Open LinguList opened 4 years ago
I had another look at the purpose of the MRC and I am not sure if we should include the database in NoRaRe.
"It is designed to be of use to psycholinguists in selecting stimulus materials for testing; for use by researchers in Artificial Intelligence as a source of information required for natural language processing and cognitive simulation; and for use by computer scientists who wish to use the word lists and syntactic information in the design of text processors."
If we want to differentiate our data from other resources that offer "stimulus generators" it might not be necessary to add this dataset. What do you think @LinguList ?

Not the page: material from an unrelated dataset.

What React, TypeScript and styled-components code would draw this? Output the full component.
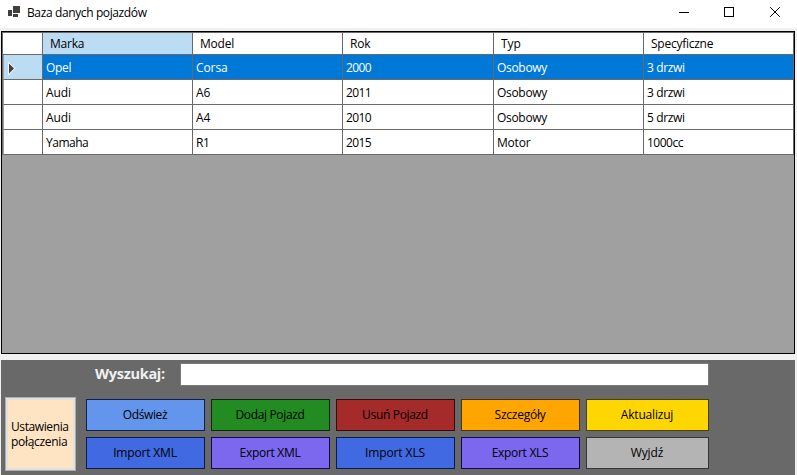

As they have frequencies etc., and we have it already in concepticon, I'd still add it, also due to its long-standing role as a database for some kind of norms. In fact: all current norare we have in concepticon should still be added, this includes also datasets that have a slightly different purpose, such as wikipedia, or babelphy or wordnett. I would still add those (and I should probably start adding them), because they provide relations in the broader sense: wordnet is a clear relation, as is wikipedia, with its source on categories. We'll see how feasible things are. If I get stuck in parts, I'd then rather leave it...
That sounds like a good solution. And we already have 29 datasets for NoRaRe ;-)
The data is here:
https://github.com/samzhang111/mrc-psycholinguistics/
It's structure is a bit complicated, but I think that it can be used for our purpose, and it would be good to have a complete update of the data.
We should, as we did in the past, do an automated mapping, of course.